J.R. Smith sat out the first two games against Chicago and in the four he did play, he wasn't far from his regular-season averages (12.8 ppg and 6.8 3FGAs vs. the Bulls compared to 12.7 and 7.3 during the season). But we all know Smith isn't about averages; it's his potential to "go off" that makes him so valuable, dangerous and high-risk. Consider his 11-game postseason run with New York two years ago: Smith twice scored 19 points off the Knicks' bench but twice got stuck in single digits. He launched 163 shots for his 157 points that spring. So far, his relative efficiency is up: 77 shots for 90 points, and a true shooting percentage of .568 through two rounds vs. .497 in his previous playoff appearances.

Dennis Shroder brings a swagger and irrepressibility onto the floor for Atlanta, Kent Bazemore offers energy and this team occasionally gets unexpected help from rank-and-file sources such as Shelvin Mack, Mike Scott and Mike Muscala. But it probably is most accurate to say the Hawks don't really roll with an "X" factor in the typical sense. And maybe that becomes their "X" factor, having no one out there for significant minutes who will serve as a focal point for LeBron James, a master at turning the tiniest slights or bit of brashness into motivation.

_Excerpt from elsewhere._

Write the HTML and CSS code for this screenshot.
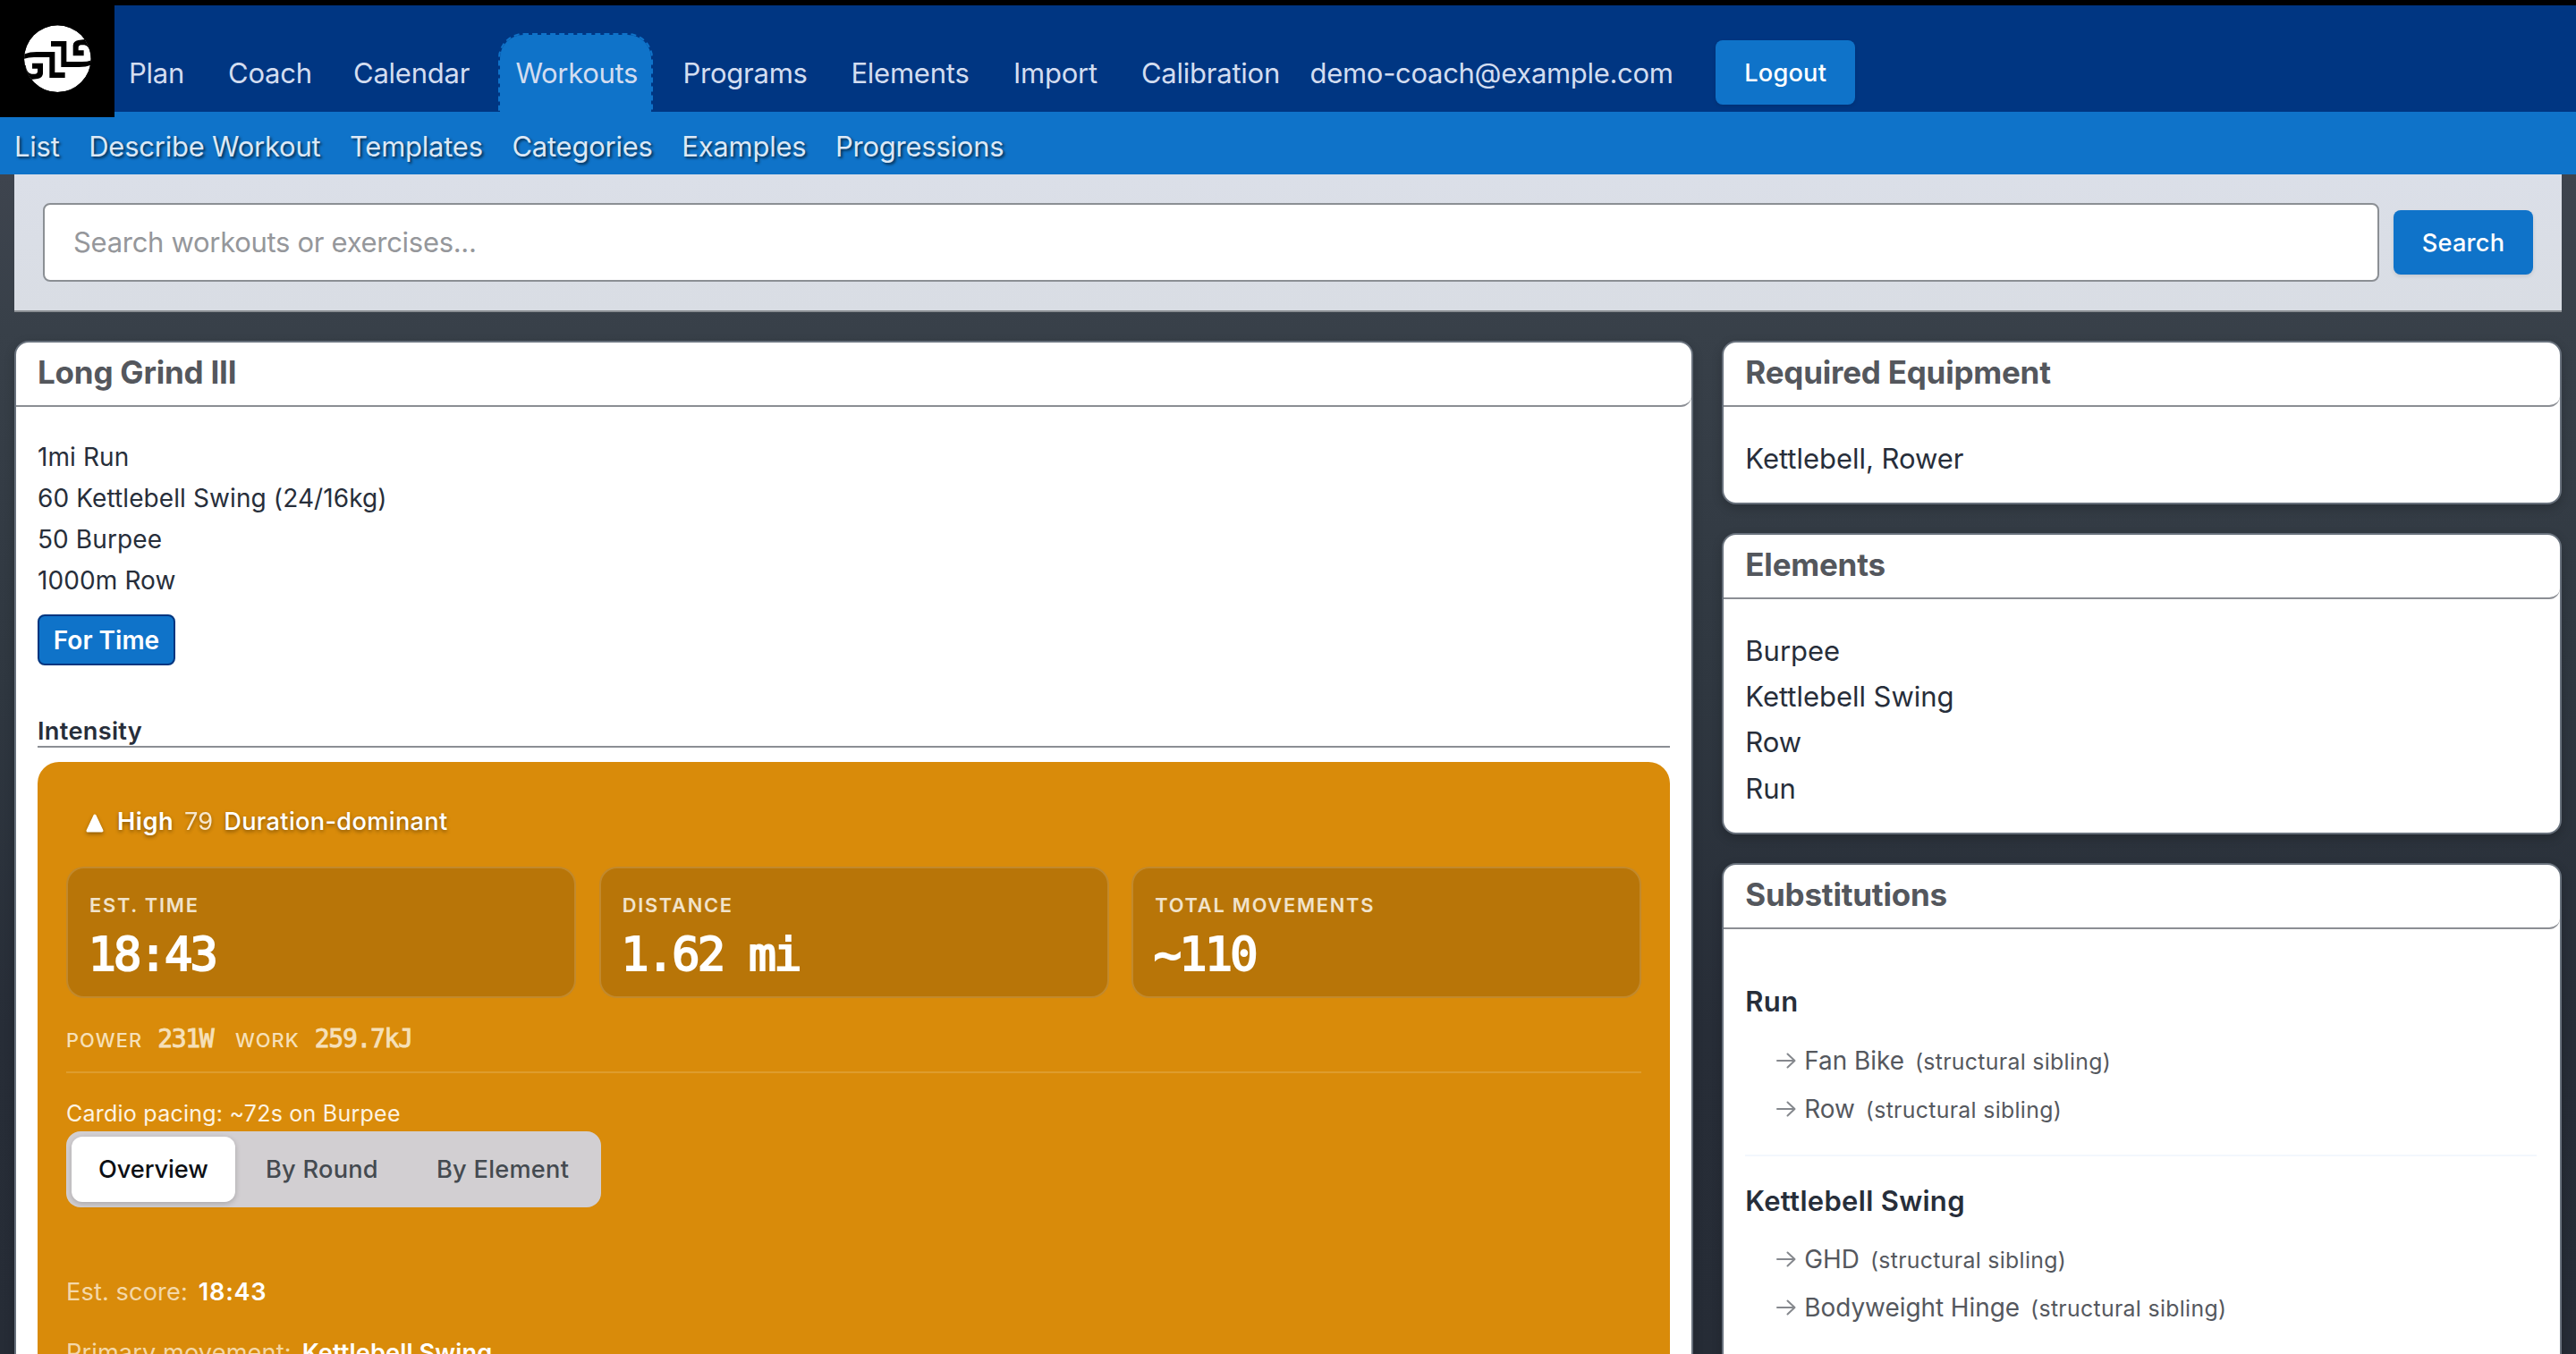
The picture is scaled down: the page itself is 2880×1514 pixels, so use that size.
FILE: index.html
```html
<!DOCTYPE html>
<html lang="en">
<head>
<meta charset="utf-8">
<title>Long Grind III</title>
<link rel="stylesheet" href="styles.css">
</head>
<body>
<header class="topbar">
  <a class="logo" href="#">
    <svg viewBox="0 0 384 393" width="128" height="131" aria-hidden="true">
      <defs>
        <clipPath id="disc"><circle cx="193" cy="197" r="112"/></clipPath>
        <g id="arm">
          <path d="M171 138H223V207H275Q295 207 310 201V217Q290 225 265 225H205V156H171Z"/>
          <path d="M245 187V152Q246 138 262 135L284 132L320 120V180H303Q300 154 283 151H272Q263 152 263 160V169H281V187Z"/>
        </g>
      </defs>
      <g clip-path="url(#disc)">
        <circle cx="193" cy="197" r="112" fill="#fff"/>
        <use href="#arm"/>
        <use href="#arm" transform="rotate(180 194.5 199.5)"/>
      </g>
    </svg>
  </a>
  <nav class="nav">
    <a class="nav-item">Plan</a>
    <a class="nav-item">Coach</a>
    <a class="nav-item">Calendar</a>
    <a class="nav-item active">Workouts</a>
    <a class="nav-item">Programs</a>
    <a class="nav-item">Elements</a>
    <a class="nav-item">Import</a>
    <a class="nav-item">Calibration</a>
    <span class="nav-item account">demo-coach@example.com</span>
    <button class="btn logout">Logout</button>
  </nav>
</header>
<nav class="subnav">
  <a>List</a><a>Describe Workout</a><a>Templates</a><a>Categories</a><a>Examples</a><a>Progressions</a>
</nav>
<form class="search">
  <input class="search-input" type="text" placeholder="Search workouts or exercises...">
  <button class="btn" type="button">Search</button>
</form>
<main class="columns">
  <section class="card">
    <h2 class="card-title">Long Grind III</h2>
    <div class="card-body workout">
      <p>1mi Run</p>
      <p>60 Kettlebell Swing (24/16kg)</p>
      <p>50 Burpee</p>
      <p>1000m Row</p>
      <span class="badge">For Time</span>
      <h3 class="section-title">Intensity</h3>
      <div class="intensity">
        <div class="level">
          <svg class="level-icon" viewBox="0 0 20 21" width="20" height="21" aria-hidden="true"><path d="M10 2L18 19H2Z" fill="#fff" stroke="#fff" stroke-width="3" stroke-linejoin="round"/></svg>
          <strong>High</strong><span class="score">79</span><em>Duration-dominant</em>
        </div>
        <div class="tiles">
          <div class="tile"><div class="label">EST. TIME</div><div class="value">18:43</div></div>
          <div class="tile"><div class="label">DISTANCE</div><div class="value">1.62 mi</div></div>
          <div class="tile"><div class="label">TOTAL MOVEMENTS</div><div class="value">~110</div></div>
        </div>
        <div class="metrics">
          <span class="metric-name">POWER</span><span class="metric power">231W</span>
          <span class="metric-name">WORK</span><span class="metric">259.7kJ</span>
        </div>
        <div class="pacing">Cardio pacing: ~72s on Burpee</div>
        <div class="segments">
          <span class="segment selected">Overview</span><span class="segment">By Round</span><span class="segment">By Element</span>
        </div>
        <div class="facts">
          <div class="fact"><span>Est. score:</span><b class="numeric">18:43</b></div>
          <div class="fact"><span>Primary movement:</span><b>Kettlebell Swing</b></div>
        </div>
      </div>
    </div>
  </section>
  <aside class="side">
    <section class="card">
      <h2 class="card-title">Required Equipment</h2>
      <div class="card-body list"><p>Kettlebell, Rower</p></div>
    </section>
    <section class="card">
      <h2 class="card-title">Elements</h2>
      <div class="card-body list"><p>Burpee</p><p>Kettlebell Swing</p><p>Row</p><p>Run</p></div>
    </section>
    <section class="card">
      <h2 class="card-title">Substitutions</h2>
      <div class="card-body subs">
        <div class="sub">
          <h4>Run</h4>
          <div class="option"><svg class="arrow" viewBox="0 0 22 18"><path d="M1 9H20M12.5 1.5L20.5 9L12.5 16.5"/></svg><span>Fan Bike</span><small>(structural sibling)</small></div>
          <div class="option"><svg class="arrow" viewBox="0 0 22 18"><path d="M1 9H20M12.5 1.5L20.5 9L12.5 16.5"/></svg><span>Row</span><small>(structural sibling)</small></div>
        </div>
        <div class="sub">
          <h4>Kettlebell Swing</h4>
          <div class="option"><svg class="arrow" viewBox="0 0 22 18"><path d="M1 9H20M12.5 1.5L20.5 9L12.5 16.5"/></svg><span>GHD</span><small>(structural sibling)</small></div>
          <div class="option"><svg class="arrow" viewBox="0 0 22 18"><path d="M1 9H20M12.5 1.5L20.5 9L12.5 16.5"/></svg><span>Bodyweight Hinge</span><small>(structural sibling)</small></div>
        </div>
      </div>
    </section>
  </aside>
</main>
</body>
</html>
```
FILE: styles.css
```css
* { box-sizing: border-box; }

body {
  display: flex;
  flex-direction: column;
  margin: 0;
  height: 1514px;
  overflow: hidden;
  background: linear-gradient(#40464f 0, #3e444e 195px, #384049 370px, #2f3740 770px, #272d37 1150px, #262c36 100%);
  color: #272e3a;
  font-family: Inter, "Liberation Sans", sans-serif;
  font-size: 31px;
}

h2, h3, h4, p { margin: 0; }

/* Top navigation */
.topbar {
  flex: none;
  display: flex;
  height: 125px;
  border-top: 6px solid #000;
  background: #003682;
}

.logo {
  flex: none;
  width: 128px;
  height: 131px;
  margin-top: -6px;
  background: #000;
  position: relative;
  z-index: 1;
}

.logo svg { display: block; }

.nav {
  display: grid;
  grid-template-columns: 111px 140px 178.4px 190px 188px 181.5px 143px 188.7px 469.6px auto;
  align-items: end;
  letter-spacing: -0.23px;
}

.nav-item {
  padding: 2px 0 1px 16px;
  line-height: 85px;
  color: #d3ddf0;
  white-space: nowrap;
}

.nav-item.active {
  width: 173px;
  padding: 0 0 0 17px;
  line-height: 86px;
  border: 2px dashed #0f73c9;
  border-bottom: 0;
  border-radius: 28px 28px 0 0;
  background: #0f73c9;
  background-clip: padding-box;
  letter-spacing: -0.3px;
}

.nav-item.account { letter-spacing: -0.31px; }

.btn {
  width: 156px;
  height: 72px;
  padding: 0;
  border: 0;
  border-radius: 8px;
  background: #0f73c9;
  color: #fff;
  font: 500 27.2px Inter, sans-serif;
  letter-spacing: 0.2px;
  box-shadow: 0 2px 4px rgba(0, 0, 0, 0.1);
}

.logout { margin-bottom: 8px; }

.subnav {
  flex: none;
  display: flex;
  gap: 32.6px;
  height: 70px;
  padding-left: 16px;
  background: #0f73c9;
  color: #dbe8f6;
  line-height: 77px;
  letter-spacing: -0.24px;
  text-shadow: 2px 2px 3px rgba(0, 0, 0, 0.6);
}

/* Search */
.search {
  flex: none;
  display: flex;
  align-items: center;
  gap: 16px;
  height: 154px;
  margin: 0 16px;
  padding: 0 32px;
  border-bottom: 2px solid #8b8f94;
  background: linear-gradient(#dbdfe8, #d9dde4);
}

.search-input {
  flex: 1;
  height: 88px;
  padding: 0 32px 2px;
  border: 2px solid #8b8f94;
  border-radius: 8px;
  background: #fff;
  font: 31px Inter, sans-serif;
  letter-spacing: -0.3px;
}

.search-input::placeholder { color: #95979b; }

/* Cards */
.columns {
  flex: 1;
  min-height: 0;
  overflow: hidden;
  display: grid;
  grid-template-columns: 2fr 1fr;
  gap: 32px;
  align-items: start;
  padding: 32px 16px 0;
}

.side { display: grid; gap: 32px; }

.card {
  border: 2px solid #68717c;
  border-radius: 16px;
  background: #fff;
  box-shadow: 0 4px 12px rgba(0, 0, 0, 0.2);
}

.card-title {
  height: 72px;
  padding: 0 24px;
  border-bottom: 2px solid #8b8e94;
  border-radius: 0 0 12px 0;
  color: #54575d;
  font-size: 35px;
  line-height: 67px;
  letter-spacing: -0.22px;
}

.card-body { padding: 0 24px; }

.workout { padding-top: 33px; font-size: 28px; line-height: 46px; letter-spacing: 0.1px; }

.badge {
  display: block;
  width: 154px;
  height: 57px;
  margin-top: 15px;
  border: 2px solid #00357f;
  border-radius: 8px;
  background: #0f73c9;
  color: #fff;
  font-weight: 600;
  line-height: 55px;
  letter-spacing: 0;
  text-align: center;
}

.section-title {
  margin-top: 56px;
  border-bottom: 2px solid #8b8e94;
  font-size: 27.2px;
  font-weight: 600;
  height: 36px;
  line-height: 36px;
  letter-spacing: 0.3px;
}

/* Intensity panel */
.intensity {
  height: 1000px;
  margin-top: 16px;
  padding: 45px 32px 0;
  border-radius: 24px;
  background: #d98b0a;
  color: #fff;
  font-size: 27.2px;
}

.level {
  display: flex;
  align-items: center;
  height: 44px;
  padding-left: 22px;
  line-height: 44px;
  text-shadow: 0 2px 4px rgba(0, 0, 0, 0.4);
}

.level-icon { margin: 2px 15px 0 0; filter: drop-shadow(0 2px 2px rgba(0, 0, 0, 0.35)); }
.level strong { font-weight: 600; letter-spacing: 0.5px; }
.level .score { margin-left: 12px; opacity: 0.8; }
.level em { margin-left: 12px; font-style: normal; font-weight: 500; letter-spacing: 0.32px; }

.tiles {
  display: grid;
  grid-template-columns: repeat(3, 1fr);
  gap: 25.6px;
  margin-top: 28px;
}

.tile {
  height: 146.5px;
  padding: 26px 24px 0;
  border: 2px solid rgba(255, 255, 255, 0.15);
  border-radius: 20px;
  background: #b87508;
}

.label {
  color: #f1e3cb;
  font-size: 21.8px;
  font-weight: 600;
  line-height: 30px;
  letter-spacing: 1.76px;
}

.value {
  margin: 12px 0 0 -1.5px;
  font-family: "DejaVu Sans Mono", monospace;
  font-size: 52px;
  line-height: 56px;
  letter-spacing: -2.8px;
  -webkit-text-stroke: 2px #fff;
}

.metrics {
  display: flex;
  align-items: baseline;
  height: 58px;
  margin-top: 26.5px;
  border-bottom: 2px solid rgba(255, 255, 255, 0.15);
  color: #f6e0b9;
  line-height: 40px;
}

.metric-name { font-size: 21.8px; font-weight: 500; letter-spacing: 1.1px; }

.metric {
  margin-left: 17px;
  font-family: "DejaVu Sans Mono", monospace;
  font-size: 28px;
  letter-spacing: -1.3px;
  -webkit-text-stroke: 0.9px #f6e0b9;
}

.metric.power { margin-right: 24.5px; }

.pacing {
  margin-top: 25px;
  color: #fdf3e2;
  font-size: 25px;
  line-height: 40px;
  letter-spacing: 0.24px;
}

.segments {
  display: grid;
  grid-template-columns: 183px 188px 178px;
  gap: 3px;
  align-items: center;
  width: 597.6px;
  height: 85px;
  padding: 0 6px;
  border-radius: 16px;
  background: #d2cfd2;
  color: #444a50;
  font-weight: 500;
  line-height: 73px;
  letter-spacing: 0.25px;
}

.segment { padding-left: 31px; border-radius: 12px; white-space: nowrap; }

.selected {
  padding-left: 30px;
  background: #fff;
  color: #0c0f14;
  letter-spacing: -0.09px;
  box-shadow: 0 2px 6px rgba(0, 0, 0, 0.2);
}

.facts { display: grid; gap: 24px; margin-top: 73px; line-height: 44px; }
.fact { display: flex; gap: 12px; }
.fact span { color: #f4d8a9; }
.fact b { font-weight: 600; }
.fact .numeric { letter-spacing: 0.7px; }

/* Side cards */
.list { padding-top: 32px; padding-bottom: 23.8px; line-height: 51.2px; letter-spacing: -0.03px; }

.subs { min-height: 640px; padding: 32px 24px 0; }

.sub { margin-right: 2px; padding: 23.6px 0 24.6px; border-bottom: 2px solid #f3f7fd; }

.sub h4 {
  margin-bottom: 12.3px;
  font-size: 31px;
  font-weight: 600;
  line-height: 52px;
  letter-spacing: 0.3px;
}

.option {
  display: flex;
  align-items: baseline;
  height: 54px;
  padding-left: 35px;
  color: #55585e;
  font-size: 27.9px;
  line-height: 54px;
  letter-spacing: -0.02px;
}

.arrow {
  width: 22px;
  height: 18px;
  margin-right: 9px;
  fill: none;
  stroke: #85888d;
  stroke-width: 2;
  stroke-linecap: round;
  stroke-linejoin: round;
  position: relative;
  top: -1px;
}

.option small { margin-left: 12px; font-size: 24.8px; line-height: 30px; letter-spacing: 0.33px; }
```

The Hawks are the team sporting four All-Stars, the coach with the pedigree and the Auerbach trophy and the conference's top seed. And yet they claim to be, and see themselves as, underdogs, based on the 12 games they needed to dispatch Brooklyn and Washington and the long shadow of James headed their way. James happens to agree -- he's not clinging to the seeding, because he knows that any team on which he plays lugs expectations loftier than it otherwise might. Unless James himself happens to be the one hurting to the point of suit-wearing, it's assumed he'll lift his team to another Finals and a championship. And frankly, the growth of the Cavs in those six games against Chicago suggests that he and they are good for at least the former. Cavs in 6.